• Aim
Make an exact copy of the records, with the pictures left out.

• Task input
· · ·

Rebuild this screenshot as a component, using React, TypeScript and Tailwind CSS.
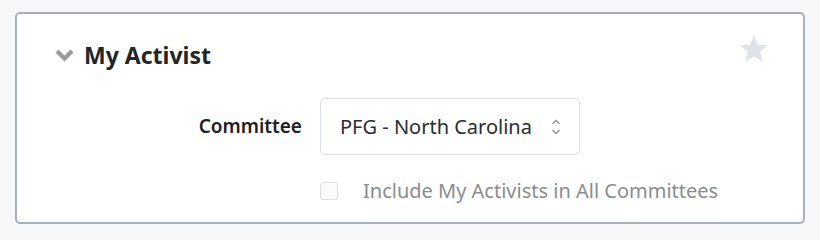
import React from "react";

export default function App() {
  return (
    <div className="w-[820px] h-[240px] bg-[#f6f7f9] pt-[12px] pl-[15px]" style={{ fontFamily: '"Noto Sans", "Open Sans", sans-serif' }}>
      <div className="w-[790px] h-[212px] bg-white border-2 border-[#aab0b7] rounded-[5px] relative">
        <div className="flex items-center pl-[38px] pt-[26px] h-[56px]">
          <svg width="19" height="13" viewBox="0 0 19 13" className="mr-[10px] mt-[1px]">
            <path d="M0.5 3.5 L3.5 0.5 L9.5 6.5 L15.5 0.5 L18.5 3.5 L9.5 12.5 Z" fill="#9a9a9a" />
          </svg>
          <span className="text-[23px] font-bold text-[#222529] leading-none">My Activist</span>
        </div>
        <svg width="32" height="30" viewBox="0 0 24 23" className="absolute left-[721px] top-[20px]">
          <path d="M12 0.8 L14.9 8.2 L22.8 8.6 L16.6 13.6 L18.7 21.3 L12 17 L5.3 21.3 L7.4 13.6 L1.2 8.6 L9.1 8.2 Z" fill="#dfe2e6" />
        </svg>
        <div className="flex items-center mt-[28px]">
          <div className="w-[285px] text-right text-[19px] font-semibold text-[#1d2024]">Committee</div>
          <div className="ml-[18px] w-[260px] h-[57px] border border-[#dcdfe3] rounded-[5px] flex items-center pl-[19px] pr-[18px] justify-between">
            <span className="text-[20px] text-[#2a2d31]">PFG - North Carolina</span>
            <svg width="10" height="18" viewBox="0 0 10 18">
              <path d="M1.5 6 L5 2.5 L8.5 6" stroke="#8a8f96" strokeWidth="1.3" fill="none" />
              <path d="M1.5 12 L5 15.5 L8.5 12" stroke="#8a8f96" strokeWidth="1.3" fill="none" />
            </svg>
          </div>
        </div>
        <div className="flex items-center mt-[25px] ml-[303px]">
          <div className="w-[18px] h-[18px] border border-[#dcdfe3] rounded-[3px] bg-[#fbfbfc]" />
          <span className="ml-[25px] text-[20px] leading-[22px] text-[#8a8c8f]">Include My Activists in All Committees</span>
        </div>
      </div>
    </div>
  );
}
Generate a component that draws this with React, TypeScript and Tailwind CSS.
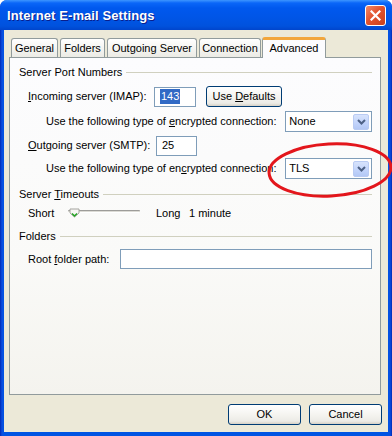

· · ·

• Exercise response
Rebuild this screenshot as a component, using React, TypeScript and Tailwind CSS.
import React from "react";

export default function App() {
  return (
    <div className="w-[820px] h-[240px] bg-[#f6f7f9] pt-[12px] pl-[15px]" style={{ fontFamily: '"Noto Sans", "Open Sans", sans-serif' }}>
      <div className="w-[790px] h-[212px] bg-white border-2 border-[#aab0b7] rounded-[5px] relative">
        <div className="flex items-center pl-[38px] pt-[26px] h-[56px]">
          <svg width="19" height="13" viewBox="0 0 19 13" className="mr-[10px] mt-[1px]">
            <path d="M0.5 3.5 L3.5 0.5 L9.5 6.5 L15.5 0.5 L18.5 3.5 L9.5 12.5 Z" fill="#9a9a9a" />
          </svg>
          <span className="text-[23px] font-bold text-[#222529] leading-none">My Activist</span>
        </div>
        <svg width="32" height="30" viewBox="0 0 24 23" className="absolute left-[721px] top-[20px]">
          <path d="M12 0.8 L14.9 8.2 L22.8 8.6 L16.6 13.6 L18.7 21.3 L12 17 L5.3 21.3 L7.4 13.6 L1.2 8.6 L9.1 8.2 Z" fill="#dfe2e6" />
        </svg>
        <div className="flex items-center mt-[28px]">
          <div className="w-[285px] text-right text-[19px] font-semibold text-[#1d2024]">Committee</div>
          <div className="ml-[18px] w-[260px] h-[57px] border border-[#dcdfe3] rounded-[5px] flex items-center pl-[19px] pr-[18px] justify-between">
            <span className="text-[20px] text-[#2a2d31]">PFG - North Carolina</span>
            <svg width="10" height="18" viewBox="0 0 10 18">
              <path d="M1.5 6 L5 2.5 L8.5 6" stroke="#8a8f96" strokeWidth="1.3" fill="none" />
              <path d="M1.5 12 L5 15.5 L8.5 12" stroke="#8a8f96" strokeWidth="1.3" fill="none" />
            </svg>
          </div>
        </div>
        <div className="flex items-center mt-[25px] ml-[303px]">
          <div className="w-[18px] h-[18px] border border-[#dcdfe3] rounded-[3px] bg-[#fbfbfc]" />
          <span className="ml-[25px] text-[20px] leading-[22px] text-[#8a8c8f]">Include My Activists in All Committees</span>
        </div>
      </div>
    </div>
  );
}
Generate a component that draws this with React, TypeScript and Tailwind CSS.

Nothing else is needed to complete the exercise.